Beyond their direct effects on oxidative stress, SGLT2 inhibitors provide substantial cardiovascular benefits, which are closely linked to renal protection. By reducing oxidative stress, these drugs lower the risk of atherosclerosis, heart failure, and hypertension common comorbidities in CKD patients. The cardiovascular and renal protective synergy further strengthens the case for SGLT2 inhibitors in nephrology beyond their traditional role in diabetes management [8].

The expanding role of SGLT2 inhibitors in nephrology suggests that these drugs could be utilized in a broader patient population, including non-diabetic CKD patients.

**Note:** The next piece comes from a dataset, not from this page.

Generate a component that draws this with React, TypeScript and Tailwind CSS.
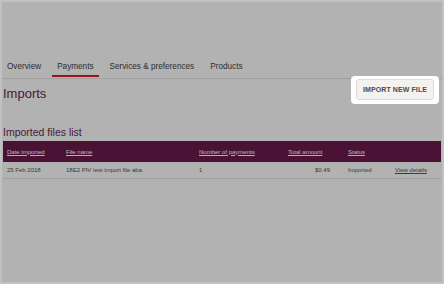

Ongoing research aims to explore their full potential in oxidative stress modulation and renal protection. Future studies will help determine optimal patient selection, dosing strategies, and long-term outcomes to maximize their therapeutic benefits [9, 10].

Conclusion

SGLT2 inhibitors have emerged as more than just glucose-lowering agents; they represent a promising therapeutic approach in nephrology, particularly through oxidative stress modulation. By improving mitochondrial function, reducing inflammation, and preserving renal function, these drugs offer hope for patients with CKD and other renal disorders. As research continues to uncover new benefits, SGLT2 inhibitors may become a cornerstone therapy in nephrology, extending their impact far beyond diabetes management.